The language being used here has absolutely nothing to do with the output. You could substitute the PHP shell_exec calls for something similar in python, ruby or any other language. You should audit anything that hits your server. Using PHP doesn't meant it's more susceptible to vulnerabilities.




>Good developers have known how to work around register globals for years now, and it's not been a problem in any modern web app I've touched for the last 8 years (off the top of my head).

A good programming language lets a good developer to focus on writing code, not wrestling with bullshit decisions. YES, good programmers can write good and safe PHP code. But in the same way, bad or unexperienced programmers WILL and DO write awful code. The most recent example is OP's code. I've clicked on a few links that people replying to me have posted, and honestly, I'm glad I didn't spend any more time looking at it.

>The language being used here has absolutely nothing to do with the output.

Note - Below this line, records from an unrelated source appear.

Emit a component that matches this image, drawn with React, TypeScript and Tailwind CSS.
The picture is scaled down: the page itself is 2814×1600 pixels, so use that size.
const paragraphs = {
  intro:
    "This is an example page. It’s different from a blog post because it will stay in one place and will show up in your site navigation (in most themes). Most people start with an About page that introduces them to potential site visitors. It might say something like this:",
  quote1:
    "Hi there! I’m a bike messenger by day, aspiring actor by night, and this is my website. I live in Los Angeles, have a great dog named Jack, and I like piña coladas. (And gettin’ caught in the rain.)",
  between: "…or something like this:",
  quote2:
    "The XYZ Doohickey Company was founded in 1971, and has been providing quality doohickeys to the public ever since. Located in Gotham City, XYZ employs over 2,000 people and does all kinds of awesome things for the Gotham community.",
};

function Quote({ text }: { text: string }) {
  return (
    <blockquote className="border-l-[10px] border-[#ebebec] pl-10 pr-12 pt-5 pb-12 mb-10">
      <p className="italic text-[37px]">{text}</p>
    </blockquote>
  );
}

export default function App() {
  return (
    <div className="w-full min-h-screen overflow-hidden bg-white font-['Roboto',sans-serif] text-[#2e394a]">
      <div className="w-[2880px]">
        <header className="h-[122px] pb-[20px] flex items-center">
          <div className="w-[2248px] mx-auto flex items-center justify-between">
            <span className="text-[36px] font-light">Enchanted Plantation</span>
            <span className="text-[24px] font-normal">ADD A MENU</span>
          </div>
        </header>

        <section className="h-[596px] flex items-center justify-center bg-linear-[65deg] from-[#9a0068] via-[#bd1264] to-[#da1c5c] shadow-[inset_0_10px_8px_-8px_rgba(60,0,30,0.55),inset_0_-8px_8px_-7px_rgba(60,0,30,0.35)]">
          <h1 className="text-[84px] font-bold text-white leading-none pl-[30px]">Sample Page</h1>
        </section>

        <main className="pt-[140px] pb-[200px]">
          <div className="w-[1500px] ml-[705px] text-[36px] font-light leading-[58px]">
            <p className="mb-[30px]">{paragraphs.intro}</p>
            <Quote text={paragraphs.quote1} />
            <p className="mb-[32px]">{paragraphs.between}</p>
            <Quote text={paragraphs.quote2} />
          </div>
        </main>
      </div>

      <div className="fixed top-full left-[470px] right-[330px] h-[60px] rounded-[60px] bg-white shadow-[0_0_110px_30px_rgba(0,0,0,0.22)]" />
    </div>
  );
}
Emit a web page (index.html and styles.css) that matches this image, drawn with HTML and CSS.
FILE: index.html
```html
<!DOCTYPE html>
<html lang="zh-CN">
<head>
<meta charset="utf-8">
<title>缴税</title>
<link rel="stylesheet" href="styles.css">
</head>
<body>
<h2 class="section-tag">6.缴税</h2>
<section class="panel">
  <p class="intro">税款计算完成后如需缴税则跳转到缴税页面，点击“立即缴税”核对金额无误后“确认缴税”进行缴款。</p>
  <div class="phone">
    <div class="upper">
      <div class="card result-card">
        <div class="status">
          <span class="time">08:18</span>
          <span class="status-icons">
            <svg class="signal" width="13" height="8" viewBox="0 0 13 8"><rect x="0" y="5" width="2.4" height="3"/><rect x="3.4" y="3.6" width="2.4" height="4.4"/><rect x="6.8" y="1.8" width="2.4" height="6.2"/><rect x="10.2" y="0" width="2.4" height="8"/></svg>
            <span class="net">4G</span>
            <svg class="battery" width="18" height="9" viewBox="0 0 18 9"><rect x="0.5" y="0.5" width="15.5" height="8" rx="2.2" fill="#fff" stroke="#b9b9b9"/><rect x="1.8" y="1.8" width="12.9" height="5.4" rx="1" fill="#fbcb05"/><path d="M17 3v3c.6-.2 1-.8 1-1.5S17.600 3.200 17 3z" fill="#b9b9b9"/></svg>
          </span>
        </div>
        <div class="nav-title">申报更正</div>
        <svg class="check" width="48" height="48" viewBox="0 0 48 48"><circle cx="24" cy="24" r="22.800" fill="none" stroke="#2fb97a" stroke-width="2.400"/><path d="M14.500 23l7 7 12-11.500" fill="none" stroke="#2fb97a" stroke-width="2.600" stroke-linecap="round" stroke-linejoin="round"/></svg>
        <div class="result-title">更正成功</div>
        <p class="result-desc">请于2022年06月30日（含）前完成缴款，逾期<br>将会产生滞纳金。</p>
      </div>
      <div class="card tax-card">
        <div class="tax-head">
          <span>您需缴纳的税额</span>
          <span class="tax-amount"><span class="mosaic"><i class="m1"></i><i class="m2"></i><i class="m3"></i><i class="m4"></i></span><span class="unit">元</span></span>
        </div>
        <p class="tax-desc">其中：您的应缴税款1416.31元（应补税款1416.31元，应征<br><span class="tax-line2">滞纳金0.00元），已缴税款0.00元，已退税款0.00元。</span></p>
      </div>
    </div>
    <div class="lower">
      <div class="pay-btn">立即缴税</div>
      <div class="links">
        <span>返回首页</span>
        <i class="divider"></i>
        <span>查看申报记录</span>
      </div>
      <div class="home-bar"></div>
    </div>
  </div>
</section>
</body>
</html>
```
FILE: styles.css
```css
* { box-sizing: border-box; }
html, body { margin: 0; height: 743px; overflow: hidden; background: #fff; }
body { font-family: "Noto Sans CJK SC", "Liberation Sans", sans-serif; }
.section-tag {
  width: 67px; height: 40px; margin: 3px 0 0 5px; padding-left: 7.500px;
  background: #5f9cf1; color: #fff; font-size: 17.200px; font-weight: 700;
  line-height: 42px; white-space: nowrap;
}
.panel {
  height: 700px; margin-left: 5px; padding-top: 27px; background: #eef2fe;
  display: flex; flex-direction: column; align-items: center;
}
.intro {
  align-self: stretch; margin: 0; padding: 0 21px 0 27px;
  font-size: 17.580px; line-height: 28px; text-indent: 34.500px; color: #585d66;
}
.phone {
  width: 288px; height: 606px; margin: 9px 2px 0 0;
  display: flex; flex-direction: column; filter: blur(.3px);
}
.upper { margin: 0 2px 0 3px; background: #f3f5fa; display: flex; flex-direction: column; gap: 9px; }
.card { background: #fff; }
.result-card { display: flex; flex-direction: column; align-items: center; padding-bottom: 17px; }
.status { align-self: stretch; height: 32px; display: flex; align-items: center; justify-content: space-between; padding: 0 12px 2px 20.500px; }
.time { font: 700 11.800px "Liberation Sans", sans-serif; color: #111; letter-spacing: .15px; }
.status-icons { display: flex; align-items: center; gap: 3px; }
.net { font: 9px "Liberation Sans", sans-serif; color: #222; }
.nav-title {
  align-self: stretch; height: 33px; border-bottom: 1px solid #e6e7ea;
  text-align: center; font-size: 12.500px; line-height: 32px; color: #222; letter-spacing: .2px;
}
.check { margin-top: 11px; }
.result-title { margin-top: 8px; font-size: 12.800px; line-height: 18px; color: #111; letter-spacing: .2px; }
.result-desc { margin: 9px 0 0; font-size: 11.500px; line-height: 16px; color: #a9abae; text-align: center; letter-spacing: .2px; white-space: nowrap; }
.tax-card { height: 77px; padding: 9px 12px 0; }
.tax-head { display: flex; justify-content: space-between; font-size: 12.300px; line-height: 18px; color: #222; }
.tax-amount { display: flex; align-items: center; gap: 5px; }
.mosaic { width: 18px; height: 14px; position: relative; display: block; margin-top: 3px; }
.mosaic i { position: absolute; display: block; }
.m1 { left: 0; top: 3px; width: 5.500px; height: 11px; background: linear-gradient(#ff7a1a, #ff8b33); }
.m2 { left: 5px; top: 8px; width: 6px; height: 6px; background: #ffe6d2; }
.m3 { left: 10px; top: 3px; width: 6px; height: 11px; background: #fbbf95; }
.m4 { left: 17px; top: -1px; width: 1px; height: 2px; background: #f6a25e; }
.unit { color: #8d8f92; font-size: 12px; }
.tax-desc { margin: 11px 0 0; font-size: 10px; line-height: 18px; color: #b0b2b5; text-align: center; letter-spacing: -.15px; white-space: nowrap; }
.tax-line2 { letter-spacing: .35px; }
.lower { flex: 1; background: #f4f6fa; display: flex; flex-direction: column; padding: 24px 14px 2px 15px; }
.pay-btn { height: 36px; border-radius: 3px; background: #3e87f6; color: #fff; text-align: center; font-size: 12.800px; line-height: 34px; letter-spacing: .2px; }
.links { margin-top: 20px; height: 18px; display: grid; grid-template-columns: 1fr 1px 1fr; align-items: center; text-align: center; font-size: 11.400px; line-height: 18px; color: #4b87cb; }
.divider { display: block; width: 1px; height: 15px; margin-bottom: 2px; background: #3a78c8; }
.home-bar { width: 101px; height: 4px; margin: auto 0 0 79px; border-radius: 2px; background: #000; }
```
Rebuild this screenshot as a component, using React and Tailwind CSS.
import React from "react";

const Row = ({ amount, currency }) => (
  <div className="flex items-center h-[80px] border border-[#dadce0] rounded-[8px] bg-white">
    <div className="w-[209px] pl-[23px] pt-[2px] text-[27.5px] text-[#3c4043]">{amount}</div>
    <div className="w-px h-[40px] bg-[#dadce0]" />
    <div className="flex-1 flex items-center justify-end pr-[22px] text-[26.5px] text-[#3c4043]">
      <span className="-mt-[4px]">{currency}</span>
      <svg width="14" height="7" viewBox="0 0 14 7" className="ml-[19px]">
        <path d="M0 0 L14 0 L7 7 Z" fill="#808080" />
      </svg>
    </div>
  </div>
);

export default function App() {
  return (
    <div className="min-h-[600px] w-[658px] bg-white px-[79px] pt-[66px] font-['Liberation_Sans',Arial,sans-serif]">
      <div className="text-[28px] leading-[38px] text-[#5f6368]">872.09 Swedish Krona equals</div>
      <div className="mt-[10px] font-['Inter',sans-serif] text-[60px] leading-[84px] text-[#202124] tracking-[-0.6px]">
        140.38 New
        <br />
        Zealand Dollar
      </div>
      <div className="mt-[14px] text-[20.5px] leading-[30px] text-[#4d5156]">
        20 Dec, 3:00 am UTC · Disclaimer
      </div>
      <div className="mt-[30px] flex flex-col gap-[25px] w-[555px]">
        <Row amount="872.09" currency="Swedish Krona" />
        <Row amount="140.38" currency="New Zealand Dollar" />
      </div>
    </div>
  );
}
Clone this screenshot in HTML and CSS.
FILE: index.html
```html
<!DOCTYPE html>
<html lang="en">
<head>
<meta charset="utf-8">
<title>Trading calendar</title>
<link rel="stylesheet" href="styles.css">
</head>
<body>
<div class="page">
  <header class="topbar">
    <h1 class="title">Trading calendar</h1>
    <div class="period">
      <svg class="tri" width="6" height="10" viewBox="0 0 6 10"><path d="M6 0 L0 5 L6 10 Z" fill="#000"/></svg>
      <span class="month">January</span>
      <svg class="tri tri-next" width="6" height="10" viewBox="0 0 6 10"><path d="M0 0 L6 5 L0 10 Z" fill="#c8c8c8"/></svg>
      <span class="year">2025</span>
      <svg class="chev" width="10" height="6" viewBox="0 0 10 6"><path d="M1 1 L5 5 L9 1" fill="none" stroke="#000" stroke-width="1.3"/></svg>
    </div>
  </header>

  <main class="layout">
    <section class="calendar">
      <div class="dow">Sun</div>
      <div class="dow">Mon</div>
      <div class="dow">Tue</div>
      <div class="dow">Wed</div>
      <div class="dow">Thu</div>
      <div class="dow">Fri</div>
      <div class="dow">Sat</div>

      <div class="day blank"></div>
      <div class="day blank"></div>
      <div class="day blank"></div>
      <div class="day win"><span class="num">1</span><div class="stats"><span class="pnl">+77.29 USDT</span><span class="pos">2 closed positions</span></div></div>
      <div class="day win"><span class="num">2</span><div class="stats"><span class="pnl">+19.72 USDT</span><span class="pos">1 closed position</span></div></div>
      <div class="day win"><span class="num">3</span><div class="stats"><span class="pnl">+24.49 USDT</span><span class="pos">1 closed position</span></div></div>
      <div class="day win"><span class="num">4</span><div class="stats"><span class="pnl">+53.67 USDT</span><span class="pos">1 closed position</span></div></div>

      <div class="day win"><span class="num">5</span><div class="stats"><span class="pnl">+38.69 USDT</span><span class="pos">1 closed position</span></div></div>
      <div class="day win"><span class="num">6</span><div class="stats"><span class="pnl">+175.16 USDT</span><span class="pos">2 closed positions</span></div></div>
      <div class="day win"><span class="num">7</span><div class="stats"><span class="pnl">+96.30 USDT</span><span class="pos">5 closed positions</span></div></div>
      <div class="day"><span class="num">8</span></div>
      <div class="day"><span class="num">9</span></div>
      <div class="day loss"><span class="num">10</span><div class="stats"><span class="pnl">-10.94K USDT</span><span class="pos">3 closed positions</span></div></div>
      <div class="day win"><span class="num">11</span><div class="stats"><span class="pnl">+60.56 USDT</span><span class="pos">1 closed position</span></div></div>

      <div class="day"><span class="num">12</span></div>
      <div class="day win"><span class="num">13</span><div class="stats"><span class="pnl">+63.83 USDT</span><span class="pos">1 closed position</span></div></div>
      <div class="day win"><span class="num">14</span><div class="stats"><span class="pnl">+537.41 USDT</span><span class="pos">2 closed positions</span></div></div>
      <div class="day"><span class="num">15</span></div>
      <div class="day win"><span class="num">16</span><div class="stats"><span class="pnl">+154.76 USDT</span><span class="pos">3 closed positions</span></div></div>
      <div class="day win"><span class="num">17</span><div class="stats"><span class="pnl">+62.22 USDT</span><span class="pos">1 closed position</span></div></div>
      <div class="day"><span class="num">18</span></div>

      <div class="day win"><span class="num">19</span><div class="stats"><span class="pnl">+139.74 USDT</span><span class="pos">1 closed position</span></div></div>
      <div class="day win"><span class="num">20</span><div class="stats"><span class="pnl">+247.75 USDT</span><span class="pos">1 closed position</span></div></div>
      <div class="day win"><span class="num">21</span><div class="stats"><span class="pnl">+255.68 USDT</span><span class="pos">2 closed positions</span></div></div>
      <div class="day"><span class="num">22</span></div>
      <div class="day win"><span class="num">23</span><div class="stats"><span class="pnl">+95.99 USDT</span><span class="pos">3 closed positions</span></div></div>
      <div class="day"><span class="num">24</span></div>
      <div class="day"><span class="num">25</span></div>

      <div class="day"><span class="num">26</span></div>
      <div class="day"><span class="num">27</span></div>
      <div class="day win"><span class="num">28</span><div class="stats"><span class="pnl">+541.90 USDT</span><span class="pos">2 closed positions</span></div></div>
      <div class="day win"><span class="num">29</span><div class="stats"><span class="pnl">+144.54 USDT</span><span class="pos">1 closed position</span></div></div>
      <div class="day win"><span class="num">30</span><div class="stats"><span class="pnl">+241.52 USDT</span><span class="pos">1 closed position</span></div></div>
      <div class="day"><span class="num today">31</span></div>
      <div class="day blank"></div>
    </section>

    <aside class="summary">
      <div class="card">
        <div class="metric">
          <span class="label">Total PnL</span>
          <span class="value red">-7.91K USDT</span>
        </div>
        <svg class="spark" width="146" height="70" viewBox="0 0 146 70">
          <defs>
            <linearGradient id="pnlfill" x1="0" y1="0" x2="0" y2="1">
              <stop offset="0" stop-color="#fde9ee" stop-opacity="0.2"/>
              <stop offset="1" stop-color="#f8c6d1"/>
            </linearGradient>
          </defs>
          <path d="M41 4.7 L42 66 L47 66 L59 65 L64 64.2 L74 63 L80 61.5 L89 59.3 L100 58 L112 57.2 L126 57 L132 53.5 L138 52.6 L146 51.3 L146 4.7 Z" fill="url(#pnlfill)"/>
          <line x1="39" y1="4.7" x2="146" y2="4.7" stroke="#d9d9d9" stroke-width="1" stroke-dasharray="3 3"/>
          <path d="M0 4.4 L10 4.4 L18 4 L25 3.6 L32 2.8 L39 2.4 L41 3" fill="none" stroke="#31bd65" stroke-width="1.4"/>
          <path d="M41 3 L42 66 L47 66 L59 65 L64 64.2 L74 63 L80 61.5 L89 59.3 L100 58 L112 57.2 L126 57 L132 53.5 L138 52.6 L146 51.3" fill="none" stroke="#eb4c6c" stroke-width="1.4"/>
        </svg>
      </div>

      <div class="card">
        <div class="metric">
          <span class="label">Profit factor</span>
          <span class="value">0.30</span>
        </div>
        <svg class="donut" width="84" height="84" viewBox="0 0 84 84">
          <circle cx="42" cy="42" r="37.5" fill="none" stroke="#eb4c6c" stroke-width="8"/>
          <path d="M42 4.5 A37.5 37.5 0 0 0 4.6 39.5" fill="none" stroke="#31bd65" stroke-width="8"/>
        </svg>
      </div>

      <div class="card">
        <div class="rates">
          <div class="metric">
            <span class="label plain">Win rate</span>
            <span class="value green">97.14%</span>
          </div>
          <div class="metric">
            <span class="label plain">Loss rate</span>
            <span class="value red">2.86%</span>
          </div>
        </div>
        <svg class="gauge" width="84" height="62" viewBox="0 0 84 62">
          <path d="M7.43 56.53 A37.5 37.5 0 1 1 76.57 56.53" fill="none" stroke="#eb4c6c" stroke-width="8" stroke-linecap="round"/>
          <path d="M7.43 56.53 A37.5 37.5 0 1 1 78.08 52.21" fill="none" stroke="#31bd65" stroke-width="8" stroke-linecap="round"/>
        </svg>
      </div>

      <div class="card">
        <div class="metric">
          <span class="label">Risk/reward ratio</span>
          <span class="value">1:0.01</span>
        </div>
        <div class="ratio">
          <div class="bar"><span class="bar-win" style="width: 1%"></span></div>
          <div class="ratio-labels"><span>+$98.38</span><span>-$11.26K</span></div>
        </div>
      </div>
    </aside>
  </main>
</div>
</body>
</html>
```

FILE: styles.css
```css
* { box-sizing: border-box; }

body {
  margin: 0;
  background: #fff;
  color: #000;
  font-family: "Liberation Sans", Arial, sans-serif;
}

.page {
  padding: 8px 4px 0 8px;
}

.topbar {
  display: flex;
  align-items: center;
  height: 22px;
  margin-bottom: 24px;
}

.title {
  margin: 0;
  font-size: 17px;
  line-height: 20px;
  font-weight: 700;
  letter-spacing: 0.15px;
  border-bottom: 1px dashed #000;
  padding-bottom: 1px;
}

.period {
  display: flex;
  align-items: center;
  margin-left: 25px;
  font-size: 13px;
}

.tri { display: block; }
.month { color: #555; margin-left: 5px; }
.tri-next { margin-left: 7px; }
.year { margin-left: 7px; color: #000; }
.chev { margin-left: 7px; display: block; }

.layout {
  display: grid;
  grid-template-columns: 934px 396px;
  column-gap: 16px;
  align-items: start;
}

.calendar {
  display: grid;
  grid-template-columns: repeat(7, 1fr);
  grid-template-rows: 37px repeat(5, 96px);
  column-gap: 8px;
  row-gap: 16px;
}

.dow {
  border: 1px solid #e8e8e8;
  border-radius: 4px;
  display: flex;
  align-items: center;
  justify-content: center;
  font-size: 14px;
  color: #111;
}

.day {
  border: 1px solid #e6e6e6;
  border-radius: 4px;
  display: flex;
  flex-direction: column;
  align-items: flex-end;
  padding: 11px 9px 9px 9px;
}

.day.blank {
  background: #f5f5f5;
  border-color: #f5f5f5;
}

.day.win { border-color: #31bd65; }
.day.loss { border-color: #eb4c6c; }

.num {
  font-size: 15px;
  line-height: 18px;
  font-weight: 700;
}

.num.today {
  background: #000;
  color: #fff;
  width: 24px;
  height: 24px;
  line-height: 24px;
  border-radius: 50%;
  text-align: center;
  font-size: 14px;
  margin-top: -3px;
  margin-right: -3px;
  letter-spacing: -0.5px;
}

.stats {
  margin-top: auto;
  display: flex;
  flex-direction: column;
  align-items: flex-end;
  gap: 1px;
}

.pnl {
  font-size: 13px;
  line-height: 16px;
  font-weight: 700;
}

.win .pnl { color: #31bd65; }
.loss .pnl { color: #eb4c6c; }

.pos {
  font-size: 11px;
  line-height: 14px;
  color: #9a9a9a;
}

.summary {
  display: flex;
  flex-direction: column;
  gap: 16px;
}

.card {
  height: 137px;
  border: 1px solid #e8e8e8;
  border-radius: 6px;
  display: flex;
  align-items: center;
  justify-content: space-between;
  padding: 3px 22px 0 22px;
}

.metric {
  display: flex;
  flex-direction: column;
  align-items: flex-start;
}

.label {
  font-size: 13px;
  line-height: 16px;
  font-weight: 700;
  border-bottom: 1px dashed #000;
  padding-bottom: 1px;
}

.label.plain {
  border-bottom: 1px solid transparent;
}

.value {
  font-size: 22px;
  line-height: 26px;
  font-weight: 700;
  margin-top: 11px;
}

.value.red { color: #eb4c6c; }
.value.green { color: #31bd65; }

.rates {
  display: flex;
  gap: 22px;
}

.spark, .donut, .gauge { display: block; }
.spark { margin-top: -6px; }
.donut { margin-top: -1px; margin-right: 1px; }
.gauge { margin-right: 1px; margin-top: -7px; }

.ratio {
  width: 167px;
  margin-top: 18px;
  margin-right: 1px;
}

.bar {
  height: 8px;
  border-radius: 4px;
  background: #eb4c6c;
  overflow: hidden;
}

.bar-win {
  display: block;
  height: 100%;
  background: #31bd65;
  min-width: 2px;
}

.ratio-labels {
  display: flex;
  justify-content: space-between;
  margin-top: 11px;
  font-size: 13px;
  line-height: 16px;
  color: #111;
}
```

You could substitute the PHP shell_exec calls for something similar in python, ruby or any other language.

Like I said in previous comments, substituting PHP by Python or Ruby wouldn't improve the situation very much; I agree with that. The correct way to do it is to separate the data collection from the web interface. I think that should be common sense, and I fear that PHP is eroding that by making it very easy to do it "the lazy way" (fuck it, we'll use shell_exec on the web, what's the worst that could happen right?).